Known to locals as Kad Luang, meaning 'the big market', it is Chiang Mai's oldest and most local marketplace, a sprawling Chinese-Thai institution near the Ping River on the edge of Chinatown. There are no light shows or souvenir T-shirts, just the city doing its real shopping, which is exactly why it is worth a visit.
When is the best time to visit Warorot?
Go in the morning, when the food is freshest, the deli is fullest and the lanes are cooler before the midday heat. The heart of it is a multi-storey concrete building open daily from early morning until early evening, with street stalls spilling into the surrounding lanes and a small night market waking up alongside by evening.
What should I eat and buy at Warorot?
The ground-floor deli is the draw, with glass cases of Northern Thai specialities like coils of sai ua sausage, tubs of nam prik num and nam prik ong, and bags of crisp khaep mu pork rinds. Add pastel khanom sweets, dried fruit by the scoopful, seasonal mango and mangosteen, spices, loose tea and Northern coffee, and a few hundred baht buys a feast to carry home.

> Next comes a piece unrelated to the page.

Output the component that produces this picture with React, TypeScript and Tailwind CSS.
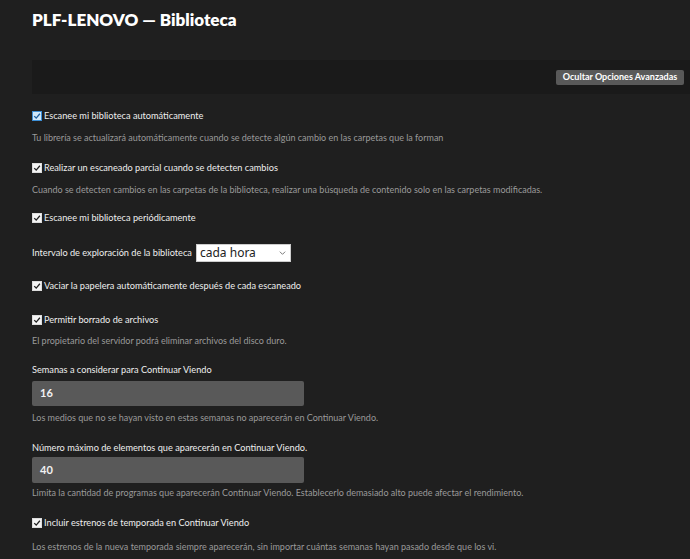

Is there really a flower market next door?
Yes, walk through the back of Warorot toward the river and you reach Ton Lamyai, the flower market and one of the loveliest free things to do in Chiang Mai. It runs partly around the clock but is most magical in the cool of the evening, when pickup trucks roll in heaped with blooms and the whole place smells like a temple offering.
How do I get to Warorot, and should I bring cash?
Warorot sits a short walk from the Night Bazaar on the eastern side of the old city, so a red songthaew or a Grab drops you right at the door. Bring cash in small notes, because this is a working market rather than a card-friendly tourist stop, and that is part of the charm.